PhD in Electrical Engineering and Computer Science
The PhD in electrical engineering and computer science is collaboratively offered by the School of Computing and department of electrical and computer engineering.
Admission into the PhD EECS program requires the following:
- A completed bachelor's or master’s degree, with a grade point average of at least 3.250 in electrical engineering, computer science or a related field.
- Official GRE General (Aptitude) test scores.
- Evidence of ability to carry out independent research and present it in written English is highly desirable.
- Two letters of recommendation and a statement of purpose are encouraged.
Each applicant is evaluated individually.
In addition, applicants with a bachelor's degree will only be admitted if an ECE faculty member judges them as exceptional, and is willing to be their PhD advisor from the beginning of the program.

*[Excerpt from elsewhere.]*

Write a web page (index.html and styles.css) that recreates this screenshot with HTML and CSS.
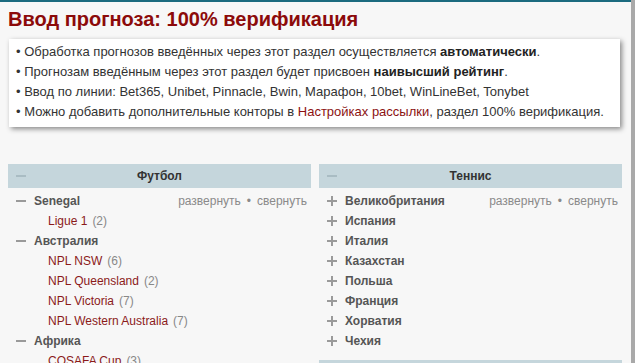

In addition to the College of Engineering's PhD requirements, the electrical and computer engineering department requires the following:
The student should secure an advisor to supervise their PhD dissertation as early as possible, but no later than the completion of their first academic year in the program.
A PhD plan of study should contain a minimum of 72 total credit hours, beyond undergraduate credits, with the following requirements:
- A minimum of 24 credit hours of EE 976 PhD Dissertation.
- A minimum of 36 credit hours of coursework, including a maximum of 24 credit hours that can transfer from a master's degree. All these credit hours should be relevant to ECE (i.e., offered by graduate programs in computer engineering, computer science and/or electrical engineering).
- Twelve (12) credit hours of additional coursework, EE 976, or combination of both.
Please refer to the respective section of the College of Engineering and Graduate School for their degree requirements.
Qualifying Exam (QE)
The PhD advisory committee, on the request of the advisor, shall conduct the Qualifying Exam (QE) to evaluate the student's research readiness to eventually complete the dissertation requirements. That is, (s)he has the needed background and satisfactory performance in the relevant coursework, demonstrated a preliminary understanding of the research literature relevant to their projected dissertation, and has a future-research plan including the graduation timeframe. The committee must inform the student about the structure of the qualifying exam in advance, e.g., allocated time to present their case for research readiness and Q&A from the committee, and open/closed to public. If the full committee is unavailable, at least three committee members are sufficient to administer the qualifying exam.
The student is graded pass or fail on the qualifying exam based on a simple majority vote of the committee. The committee may require revisions to the plan of study, remedial actions and/or supplementary assignments regardless of the outcome. If the student fails the qualifying exam, another attempt can be requested. No more than two attempts are permitted. The advisor should report the outcome to the department within three business days of the qualifying exam's conclusion. The student should complete the qualifying exam no later than completion of the initial two academic years in the program.
The student cannot schedule the qualifying exam without an approved plan of study on file, and also cannot attempt the Dissertation Approval Examination (DAE) without successfully completing the qualifying exam. The advisor, in consultation with the committee, may require the student to retake the qualifying exam should there be significant changes from the last successful attempt (e.g., original advisor or committee or dissertation-direction changes).
Students in the PhD in electrical engineering and computer science program are required to complete an applied learning or research experience to graduate from the program. The requirement can be met by completing and defending a dissertation based on new and novel research (including a minimum of 24 credit hours of EE 976 PhD Dissertation).